[Start of Dataset content]
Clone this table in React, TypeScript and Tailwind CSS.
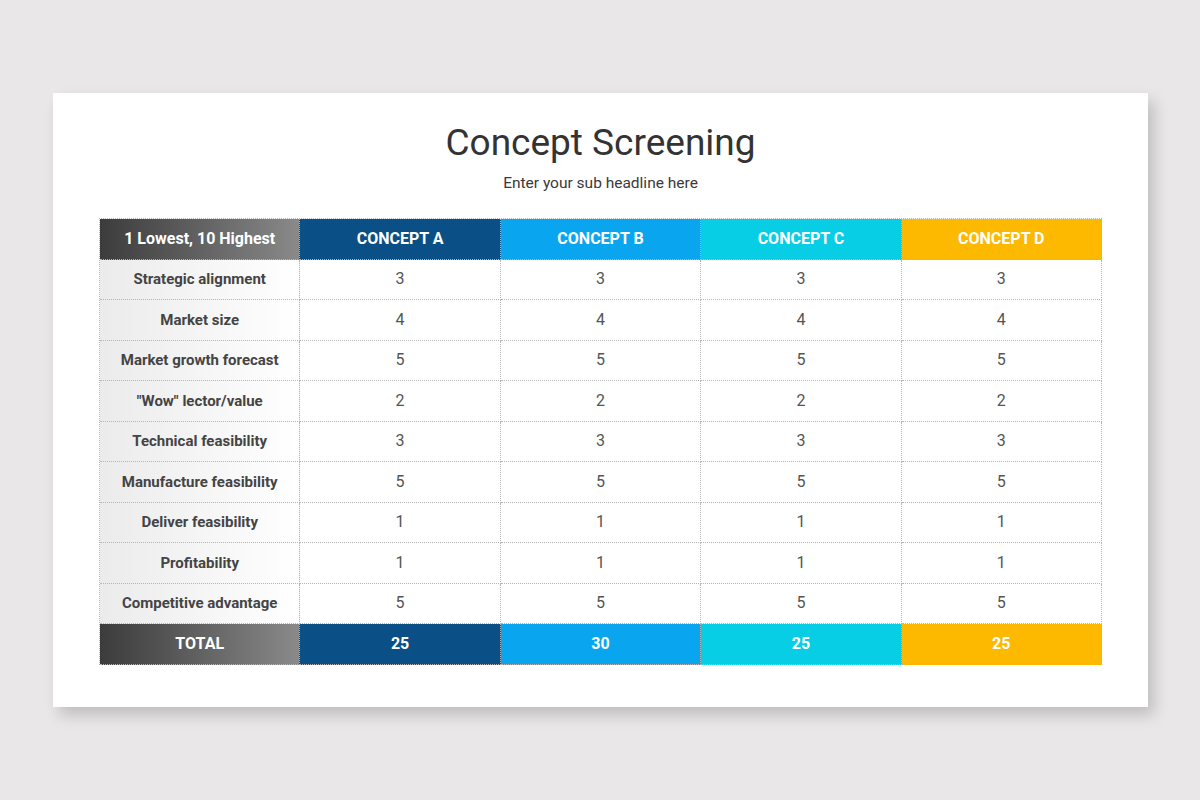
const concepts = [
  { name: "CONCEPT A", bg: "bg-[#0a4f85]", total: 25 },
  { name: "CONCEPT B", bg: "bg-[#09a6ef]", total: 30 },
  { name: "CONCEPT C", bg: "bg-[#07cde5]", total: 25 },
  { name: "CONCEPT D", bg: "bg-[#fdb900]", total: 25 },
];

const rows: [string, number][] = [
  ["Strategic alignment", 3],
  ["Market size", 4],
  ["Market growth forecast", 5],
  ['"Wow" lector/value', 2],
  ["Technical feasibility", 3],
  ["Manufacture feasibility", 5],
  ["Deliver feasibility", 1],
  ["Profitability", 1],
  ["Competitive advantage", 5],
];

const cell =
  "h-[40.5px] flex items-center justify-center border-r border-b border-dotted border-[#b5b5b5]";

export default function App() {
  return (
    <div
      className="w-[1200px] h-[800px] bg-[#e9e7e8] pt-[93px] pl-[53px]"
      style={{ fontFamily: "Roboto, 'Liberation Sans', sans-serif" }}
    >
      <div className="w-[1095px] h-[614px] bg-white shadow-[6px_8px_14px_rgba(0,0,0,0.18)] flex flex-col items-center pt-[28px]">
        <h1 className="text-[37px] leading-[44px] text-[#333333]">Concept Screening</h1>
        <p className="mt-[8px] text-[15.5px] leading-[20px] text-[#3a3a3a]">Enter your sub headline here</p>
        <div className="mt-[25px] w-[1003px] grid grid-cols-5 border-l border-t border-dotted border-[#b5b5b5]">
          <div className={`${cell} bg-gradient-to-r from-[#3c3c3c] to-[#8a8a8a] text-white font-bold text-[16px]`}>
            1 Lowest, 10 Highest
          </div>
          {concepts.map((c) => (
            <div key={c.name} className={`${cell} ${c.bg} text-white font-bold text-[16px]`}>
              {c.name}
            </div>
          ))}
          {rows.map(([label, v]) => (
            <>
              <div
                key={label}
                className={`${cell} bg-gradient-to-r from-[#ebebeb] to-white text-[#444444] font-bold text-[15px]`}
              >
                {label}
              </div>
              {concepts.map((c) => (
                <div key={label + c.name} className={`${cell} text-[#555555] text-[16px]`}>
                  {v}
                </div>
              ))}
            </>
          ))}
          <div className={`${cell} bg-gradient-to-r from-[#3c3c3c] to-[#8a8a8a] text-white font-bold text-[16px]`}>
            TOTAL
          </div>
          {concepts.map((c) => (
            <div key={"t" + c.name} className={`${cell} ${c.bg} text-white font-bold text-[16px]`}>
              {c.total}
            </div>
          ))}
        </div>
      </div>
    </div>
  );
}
[End of Dataset content]
Take the lines from the start of the material to the line with "flex items-center justify-center", both included, and transcribe them exactly without the pictures.

Correct answer:
Clone this table in React, TypeScript and Tailwind CSS.
const concepts = [
  { name: "CONCEPT A", bg: "bg-[#0a4f85]", total: 25 },
  { name: "CONCEPT B", bg: "bg-[#09a6ef]", total: 30 },
  { name: "CONCEPT C", bg: "bg-[#07cde5]", total: 25 },
  { name: "CONCEPT D", bg: "bg-[#fdb900]", total: 25 },
];

const rows: [string, number][] = [
  ["Strategic alignment", 3],
  ["Market size", 4],
  ["Market growth forecast", 5],
  ['"Wow" lector/value', 2],
  ["Technical feasibility", 3],
  ["Manufacture feasibility", 5],
  ["Deliver feasibility", 1],
  ["Profitability", 1],
  ["Competitive advantage", 5],
];

const cell =
  "h-[40.5px] flex items-center justify-center border-r border-b border-dotted border-[#b5b5b5]";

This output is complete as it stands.